Deangelo Martin is charged with four counts of first-degree murder and four counts of felony murder in the killings of the women whose bodies were found in abandoned houses in the city as far back as February 2018, Wayne County Prosecutor Kym Worthy said at a news conference.
Martin, who was arrested in June, was already charged in the stabbing and sexual assault of 26-year-old woman in May and the kidnapping and assault of a 51-year-old woman in June.
Police Chief James Craig has said he sees similarities between three of the slayings and the assaults of at least two other women who survived attacks.
“I think it’s pretty clear that we believe he is a serial killer,” Worthy said.
She named the victims as Annetta Nelson, 57, whose body was found Feb. 26, 2018; Nancy Harrison, 52, who was discovered March 19, 2019; Trevesene Ellis, 55, was found March 24; and Tamara Jones, 55, who was found June 5.
All the victims were found face down with a used condom beside them, she said. A coroner determined that Nelson and Harrison died of blunt force trauma but the cause of death for the other two couldn’t be determined because their bodies were too badly decomposed, Worthy said.
Police are investigating two additional possible homicide cases that might also be connected, she said.
The Associated Press left a message seeking comment from Martin’s appointed defense attorney in the assault and kidnapping cases.
Police have said they believe all the women were sex workers.
“Predators ... look for people who are seemingly vulnerable, left out and left behind,” Worthy said. “People that they think will not fight back, people that they think nobody cares about, people that they think won’t be missed. But they’re wrong.”
She continued: “We worked tirelessly to make sure that we can bring them some modicum of justice, of respect and of dignity, no matter what they were engaged in before, during, after they were reported missing.”
Martin was initially arrested in June in the rape and attempted murder of a woman who was able to escape the attack. At that point, police had already uncovered three homicide victims, and teams of police officers and other city workers were searching hundreds of vacant buildings for more bodies.

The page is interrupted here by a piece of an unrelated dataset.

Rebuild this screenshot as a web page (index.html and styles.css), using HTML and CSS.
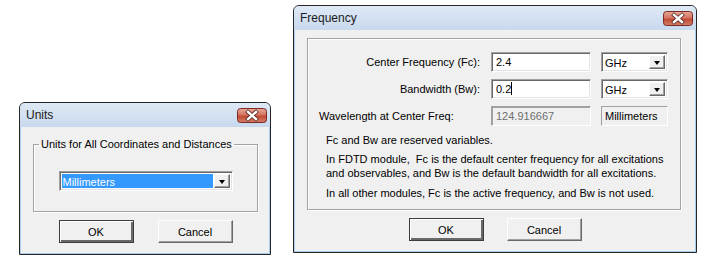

“This is the kind of case that creates so much fear in our community,” Craig said during the news conference. “We’re very diligent, relentless in how we approach these matters.”
Six years ago, Detroit had at least 30,000 empty houses and 20 square miles (50 square kilometers) of vacant land. Mayor Mike Duggan has said removing blighted houses is a priority in his efforts to revive Detroit since the city’s 2014 exit from the largest municipal bankruptcy in U.S. history.
Duggan this week announced plans to ask voters to approve the sale of up to $250 million in bonds to eradicate residential blight across the city. A proposed resolution to put the initiative on the March 2020 ballot has been submitted to the City Council.